Directions.
Extract, exactly as written, each line from the start of the records below to the line containing "</drive-group>", both ends included; drop the pictures.
----
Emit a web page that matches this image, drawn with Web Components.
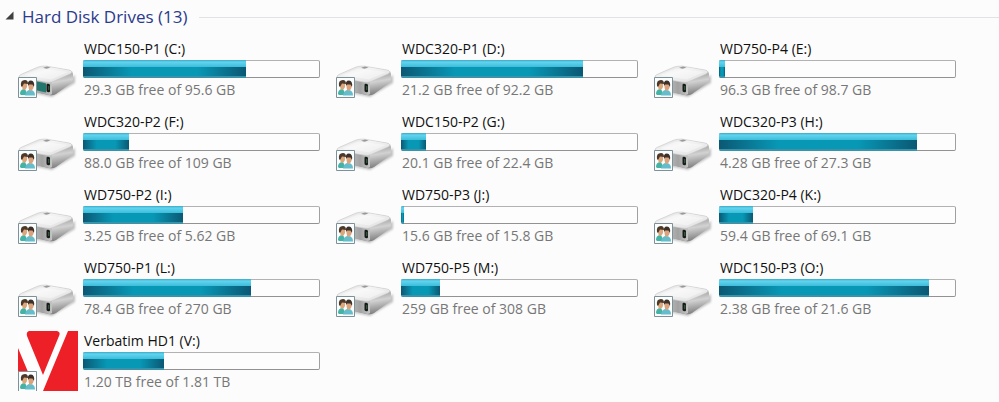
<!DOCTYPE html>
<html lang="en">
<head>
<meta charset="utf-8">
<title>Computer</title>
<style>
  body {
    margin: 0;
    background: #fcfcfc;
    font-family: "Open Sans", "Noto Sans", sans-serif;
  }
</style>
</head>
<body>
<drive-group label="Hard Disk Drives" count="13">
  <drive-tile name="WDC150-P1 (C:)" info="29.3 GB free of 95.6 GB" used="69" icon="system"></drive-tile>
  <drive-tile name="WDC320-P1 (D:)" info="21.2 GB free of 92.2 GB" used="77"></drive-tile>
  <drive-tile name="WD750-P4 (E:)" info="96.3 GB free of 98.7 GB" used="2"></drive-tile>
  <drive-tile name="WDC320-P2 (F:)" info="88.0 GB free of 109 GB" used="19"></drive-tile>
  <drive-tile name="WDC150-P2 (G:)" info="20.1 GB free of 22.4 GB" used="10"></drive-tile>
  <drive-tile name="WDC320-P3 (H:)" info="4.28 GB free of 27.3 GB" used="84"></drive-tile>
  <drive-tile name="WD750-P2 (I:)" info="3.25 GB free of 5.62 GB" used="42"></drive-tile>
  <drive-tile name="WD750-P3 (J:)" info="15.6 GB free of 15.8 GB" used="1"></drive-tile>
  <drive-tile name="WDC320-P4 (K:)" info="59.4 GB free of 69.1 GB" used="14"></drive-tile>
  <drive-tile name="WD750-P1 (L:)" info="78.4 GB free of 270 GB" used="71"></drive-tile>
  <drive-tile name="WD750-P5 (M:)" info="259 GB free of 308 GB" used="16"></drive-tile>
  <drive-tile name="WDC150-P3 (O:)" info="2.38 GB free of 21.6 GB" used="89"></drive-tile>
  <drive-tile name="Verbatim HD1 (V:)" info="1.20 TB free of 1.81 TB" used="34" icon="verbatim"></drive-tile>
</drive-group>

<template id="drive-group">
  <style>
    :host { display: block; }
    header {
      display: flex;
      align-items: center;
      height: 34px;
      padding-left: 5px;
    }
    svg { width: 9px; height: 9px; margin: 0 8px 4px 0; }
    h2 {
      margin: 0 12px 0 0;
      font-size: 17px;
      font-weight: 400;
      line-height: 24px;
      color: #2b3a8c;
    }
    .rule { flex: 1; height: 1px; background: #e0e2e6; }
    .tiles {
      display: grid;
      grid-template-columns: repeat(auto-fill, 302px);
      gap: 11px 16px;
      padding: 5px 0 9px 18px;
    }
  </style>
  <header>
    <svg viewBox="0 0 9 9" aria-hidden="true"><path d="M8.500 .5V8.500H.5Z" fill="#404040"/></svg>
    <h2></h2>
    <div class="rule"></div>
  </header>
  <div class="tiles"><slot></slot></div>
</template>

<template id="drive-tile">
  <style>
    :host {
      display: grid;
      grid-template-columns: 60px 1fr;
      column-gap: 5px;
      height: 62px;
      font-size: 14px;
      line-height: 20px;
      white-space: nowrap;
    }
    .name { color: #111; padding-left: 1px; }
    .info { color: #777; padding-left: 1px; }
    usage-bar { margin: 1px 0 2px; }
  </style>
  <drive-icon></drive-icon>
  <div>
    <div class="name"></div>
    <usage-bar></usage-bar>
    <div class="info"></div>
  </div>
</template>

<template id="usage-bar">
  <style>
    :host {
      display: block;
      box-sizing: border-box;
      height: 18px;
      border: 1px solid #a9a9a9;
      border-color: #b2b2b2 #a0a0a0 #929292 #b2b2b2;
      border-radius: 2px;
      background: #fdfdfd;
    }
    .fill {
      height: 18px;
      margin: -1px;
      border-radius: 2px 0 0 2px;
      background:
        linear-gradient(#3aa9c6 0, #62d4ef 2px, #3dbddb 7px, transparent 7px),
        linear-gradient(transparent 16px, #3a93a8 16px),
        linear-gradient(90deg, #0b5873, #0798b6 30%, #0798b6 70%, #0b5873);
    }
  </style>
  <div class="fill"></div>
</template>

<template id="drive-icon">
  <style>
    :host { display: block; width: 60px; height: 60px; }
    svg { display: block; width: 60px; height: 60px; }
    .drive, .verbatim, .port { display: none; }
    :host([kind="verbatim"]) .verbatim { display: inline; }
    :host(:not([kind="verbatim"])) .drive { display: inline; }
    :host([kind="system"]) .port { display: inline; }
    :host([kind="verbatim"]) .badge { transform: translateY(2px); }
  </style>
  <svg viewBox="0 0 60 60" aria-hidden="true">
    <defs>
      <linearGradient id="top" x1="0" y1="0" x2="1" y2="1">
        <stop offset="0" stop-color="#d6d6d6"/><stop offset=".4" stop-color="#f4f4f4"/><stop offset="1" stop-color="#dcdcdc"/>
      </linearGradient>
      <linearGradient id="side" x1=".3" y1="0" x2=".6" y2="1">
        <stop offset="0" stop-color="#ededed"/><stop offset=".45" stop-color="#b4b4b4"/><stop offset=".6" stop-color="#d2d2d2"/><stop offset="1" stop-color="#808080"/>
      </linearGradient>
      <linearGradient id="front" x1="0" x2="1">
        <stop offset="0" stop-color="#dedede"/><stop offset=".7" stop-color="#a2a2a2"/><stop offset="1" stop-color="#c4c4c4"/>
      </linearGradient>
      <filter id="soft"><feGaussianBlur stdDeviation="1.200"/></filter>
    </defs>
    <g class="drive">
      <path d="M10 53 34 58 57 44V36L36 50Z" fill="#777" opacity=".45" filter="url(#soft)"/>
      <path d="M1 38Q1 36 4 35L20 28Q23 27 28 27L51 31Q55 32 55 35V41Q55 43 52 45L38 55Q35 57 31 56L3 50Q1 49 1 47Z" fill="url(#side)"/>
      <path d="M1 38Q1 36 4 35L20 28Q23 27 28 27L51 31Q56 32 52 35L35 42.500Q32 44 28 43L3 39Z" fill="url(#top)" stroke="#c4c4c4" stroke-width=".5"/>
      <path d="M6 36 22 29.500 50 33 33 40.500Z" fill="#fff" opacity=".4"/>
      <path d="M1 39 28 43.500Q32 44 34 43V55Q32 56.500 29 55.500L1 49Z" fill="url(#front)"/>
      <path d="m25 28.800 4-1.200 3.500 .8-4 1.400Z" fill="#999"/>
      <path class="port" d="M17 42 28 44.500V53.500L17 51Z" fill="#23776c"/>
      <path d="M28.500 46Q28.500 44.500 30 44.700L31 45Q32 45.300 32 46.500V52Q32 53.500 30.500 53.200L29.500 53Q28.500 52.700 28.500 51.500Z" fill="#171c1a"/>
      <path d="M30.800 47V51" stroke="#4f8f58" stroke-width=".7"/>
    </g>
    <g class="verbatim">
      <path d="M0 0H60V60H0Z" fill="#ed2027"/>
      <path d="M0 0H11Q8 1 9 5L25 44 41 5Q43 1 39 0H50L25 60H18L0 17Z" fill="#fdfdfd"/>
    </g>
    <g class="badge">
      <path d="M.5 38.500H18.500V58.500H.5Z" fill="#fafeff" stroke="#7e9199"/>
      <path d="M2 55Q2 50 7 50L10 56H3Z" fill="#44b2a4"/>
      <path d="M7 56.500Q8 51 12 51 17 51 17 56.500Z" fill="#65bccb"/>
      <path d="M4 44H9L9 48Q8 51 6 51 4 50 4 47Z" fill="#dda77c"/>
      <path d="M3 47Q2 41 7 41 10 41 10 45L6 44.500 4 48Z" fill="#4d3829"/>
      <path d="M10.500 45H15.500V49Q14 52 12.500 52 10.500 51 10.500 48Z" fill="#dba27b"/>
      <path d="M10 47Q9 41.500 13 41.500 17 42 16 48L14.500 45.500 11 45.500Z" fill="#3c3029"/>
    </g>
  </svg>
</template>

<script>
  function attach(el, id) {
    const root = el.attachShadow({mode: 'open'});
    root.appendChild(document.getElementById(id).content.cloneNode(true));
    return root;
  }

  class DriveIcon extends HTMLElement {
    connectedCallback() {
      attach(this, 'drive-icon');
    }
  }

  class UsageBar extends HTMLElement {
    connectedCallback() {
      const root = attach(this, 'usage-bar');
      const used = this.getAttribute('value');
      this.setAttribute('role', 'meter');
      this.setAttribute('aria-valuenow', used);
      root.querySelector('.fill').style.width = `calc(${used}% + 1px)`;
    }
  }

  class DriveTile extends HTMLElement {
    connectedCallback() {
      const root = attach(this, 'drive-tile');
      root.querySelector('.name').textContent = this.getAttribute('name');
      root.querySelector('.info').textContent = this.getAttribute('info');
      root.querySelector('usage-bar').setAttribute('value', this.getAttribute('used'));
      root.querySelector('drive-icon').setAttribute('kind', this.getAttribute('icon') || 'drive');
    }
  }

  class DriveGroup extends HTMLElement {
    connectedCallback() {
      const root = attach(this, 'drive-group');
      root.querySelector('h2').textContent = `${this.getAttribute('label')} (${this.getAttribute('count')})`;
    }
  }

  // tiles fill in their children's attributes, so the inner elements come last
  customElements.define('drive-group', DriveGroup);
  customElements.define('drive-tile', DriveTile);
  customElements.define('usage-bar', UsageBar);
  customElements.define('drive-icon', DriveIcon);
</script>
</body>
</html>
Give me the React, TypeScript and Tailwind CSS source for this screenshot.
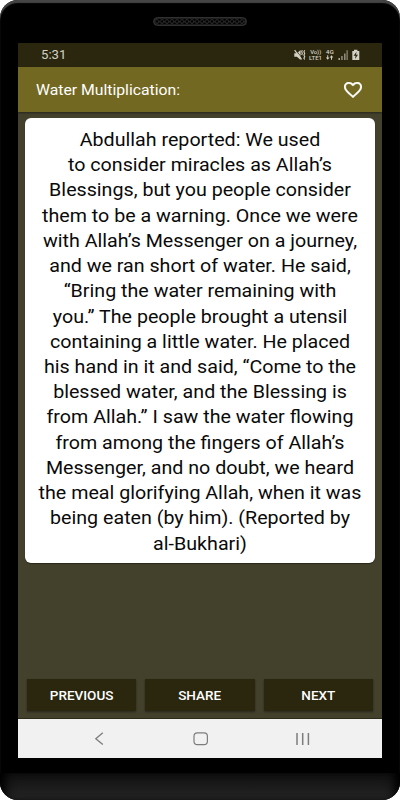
----
Finished task.
Emit a web page that matches this image, drawn with Web Components.
<!DOCTYPE html>
<html lang="en">
<head>
<meta charset="utf-8">
<title>Computer</title>
<style>
  body {
    margin: 0;
    background: #fcfcfc;
    font-family: "Open Sans", "Noto Sans", sans-serif;
  }
</style>
</head>
<body>
<drive-group label="Hard Disk Drives" count="13">
  <drive-tile name="WDC150-P1 (C:)" info="29.3 GB free of 95.6 GB" used="69" icon="system"></drive-tile>
  <drive-tile name="WDC320-P1 (D:)" info="21.2 GB free of 92.2 GB" used="77"></drive-tile>
  <drive-tile name="WD750-P4 (E:)" info="96.3 GB free of 98.7 GB" used="2"></drive-tile>
  <drive-tile name="WDC320-P2 (F:)" info="88.0 GB free of 109 GB" used="19"></drive-tile>
  <drive-tile name="WDC150-P2 (G:)" info="20.1 GB free of 22.4 GB" used="10"></drive-tile>
  <drive-tile name="WDC320-P3 (H:)" info="4.28 GB free of 27.3 GB" used="84"></drive-tile>
  <drive-tile name="WD750-P2 (I:)" info="3.25 GB free of 5.62 GB" used="42"></drive-tile>
  <drive-tile name="WD750-P3 (J:)" info="15.6 GB free of 15.8 GB" used="1"></drive-tile>
  <drive-tile name="WDC320-P4 (K:)" info="59.4 GB free of 69.1 GB" used="14"></drive-tile>
  <drive-tile name="WD750-P1 (L:)" info="78.4 GB free of 270 GB" used="71"></drive-tile>
  <drive-tile name="WD750-P5 (M:)" info="259 GB free of 308 GB" used="16"></drive-tile>
  <drive-tile name="WDC150-P3 (O:)" info="2.38 GB free of 21.6 GB" used="89"></drive-tile>
  <drive-tile name="Verbatim HD1 (V:)" info="1.20 TB free of 1.81 TB" used="34" icon="verbatim"></drive-tile>
</drive-group>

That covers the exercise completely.